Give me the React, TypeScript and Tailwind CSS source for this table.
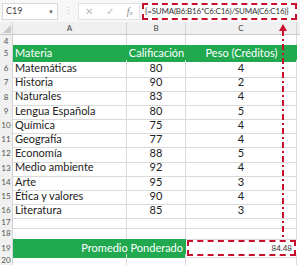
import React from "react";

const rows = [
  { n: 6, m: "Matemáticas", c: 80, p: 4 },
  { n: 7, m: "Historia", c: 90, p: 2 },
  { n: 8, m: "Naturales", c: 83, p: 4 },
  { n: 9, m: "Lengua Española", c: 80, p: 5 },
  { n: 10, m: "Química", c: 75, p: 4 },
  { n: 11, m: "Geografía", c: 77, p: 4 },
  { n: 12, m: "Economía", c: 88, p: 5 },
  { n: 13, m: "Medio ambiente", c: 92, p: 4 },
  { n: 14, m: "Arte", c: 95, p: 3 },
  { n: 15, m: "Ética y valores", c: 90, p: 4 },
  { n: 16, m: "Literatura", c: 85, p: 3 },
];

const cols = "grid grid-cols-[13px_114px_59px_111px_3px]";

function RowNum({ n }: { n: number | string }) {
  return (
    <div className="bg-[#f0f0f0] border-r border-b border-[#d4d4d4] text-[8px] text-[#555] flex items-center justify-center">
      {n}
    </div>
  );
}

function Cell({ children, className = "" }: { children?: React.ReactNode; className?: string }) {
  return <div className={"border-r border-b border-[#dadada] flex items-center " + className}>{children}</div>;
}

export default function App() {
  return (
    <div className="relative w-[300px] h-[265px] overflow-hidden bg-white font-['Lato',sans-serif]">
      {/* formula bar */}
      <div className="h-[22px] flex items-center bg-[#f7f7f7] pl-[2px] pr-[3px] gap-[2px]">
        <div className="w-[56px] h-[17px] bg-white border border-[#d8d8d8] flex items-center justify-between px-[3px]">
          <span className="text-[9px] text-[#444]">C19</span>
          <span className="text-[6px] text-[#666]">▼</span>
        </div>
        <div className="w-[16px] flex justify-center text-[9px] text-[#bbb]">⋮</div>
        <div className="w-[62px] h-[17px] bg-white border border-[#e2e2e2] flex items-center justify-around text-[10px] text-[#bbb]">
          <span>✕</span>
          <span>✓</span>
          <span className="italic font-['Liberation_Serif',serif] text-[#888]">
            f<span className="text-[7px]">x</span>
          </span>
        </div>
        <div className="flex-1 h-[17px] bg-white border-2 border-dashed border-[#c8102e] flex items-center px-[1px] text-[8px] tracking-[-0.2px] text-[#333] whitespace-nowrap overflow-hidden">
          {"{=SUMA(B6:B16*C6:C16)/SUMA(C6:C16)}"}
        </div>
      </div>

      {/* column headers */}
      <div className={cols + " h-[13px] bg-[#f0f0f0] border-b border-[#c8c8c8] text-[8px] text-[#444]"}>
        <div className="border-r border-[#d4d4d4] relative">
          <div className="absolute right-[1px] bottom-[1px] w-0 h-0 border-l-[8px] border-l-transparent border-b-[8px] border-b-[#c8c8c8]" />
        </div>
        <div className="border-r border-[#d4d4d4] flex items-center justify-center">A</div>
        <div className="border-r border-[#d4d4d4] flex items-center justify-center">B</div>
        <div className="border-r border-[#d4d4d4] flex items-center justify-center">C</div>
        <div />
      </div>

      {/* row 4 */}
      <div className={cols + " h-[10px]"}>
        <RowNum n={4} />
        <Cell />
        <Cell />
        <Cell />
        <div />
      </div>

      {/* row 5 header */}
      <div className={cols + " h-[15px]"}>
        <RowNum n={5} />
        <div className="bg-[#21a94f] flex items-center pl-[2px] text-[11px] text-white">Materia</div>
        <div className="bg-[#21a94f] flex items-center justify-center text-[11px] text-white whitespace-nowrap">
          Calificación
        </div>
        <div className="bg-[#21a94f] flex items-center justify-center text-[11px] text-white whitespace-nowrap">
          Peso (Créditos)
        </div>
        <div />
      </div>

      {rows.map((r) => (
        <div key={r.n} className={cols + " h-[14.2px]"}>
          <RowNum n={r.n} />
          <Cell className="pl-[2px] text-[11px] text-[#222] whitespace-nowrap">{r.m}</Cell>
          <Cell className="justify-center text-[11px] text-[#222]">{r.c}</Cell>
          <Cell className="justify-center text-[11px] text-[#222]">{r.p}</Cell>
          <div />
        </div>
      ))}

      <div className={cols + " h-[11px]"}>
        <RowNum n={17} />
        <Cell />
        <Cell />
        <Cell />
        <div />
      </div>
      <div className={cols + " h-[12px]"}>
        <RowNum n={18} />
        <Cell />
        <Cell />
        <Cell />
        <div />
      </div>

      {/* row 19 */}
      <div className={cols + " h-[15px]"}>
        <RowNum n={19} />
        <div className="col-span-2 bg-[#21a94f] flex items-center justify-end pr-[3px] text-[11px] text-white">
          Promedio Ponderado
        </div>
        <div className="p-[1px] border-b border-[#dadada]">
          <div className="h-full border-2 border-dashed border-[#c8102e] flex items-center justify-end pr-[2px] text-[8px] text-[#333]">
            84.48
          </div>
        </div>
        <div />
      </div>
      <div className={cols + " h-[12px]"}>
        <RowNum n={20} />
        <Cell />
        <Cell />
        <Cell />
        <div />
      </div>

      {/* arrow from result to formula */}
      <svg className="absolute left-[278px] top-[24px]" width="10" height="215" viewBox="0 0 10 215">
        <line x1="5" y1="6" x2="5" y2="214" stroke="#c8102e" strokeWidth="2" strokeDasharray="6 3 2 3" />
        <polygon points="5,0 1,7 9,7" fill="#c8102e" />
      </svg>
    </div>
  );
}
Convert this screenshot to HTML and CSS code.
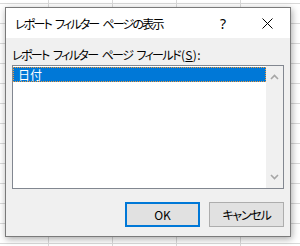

Direction:
Copy every line that includes the string "this" from the material above.

The output:
Give me the React, TypeScript and Tailwind CSS source for this table.
Convert this screenshot to HTML and CSS code.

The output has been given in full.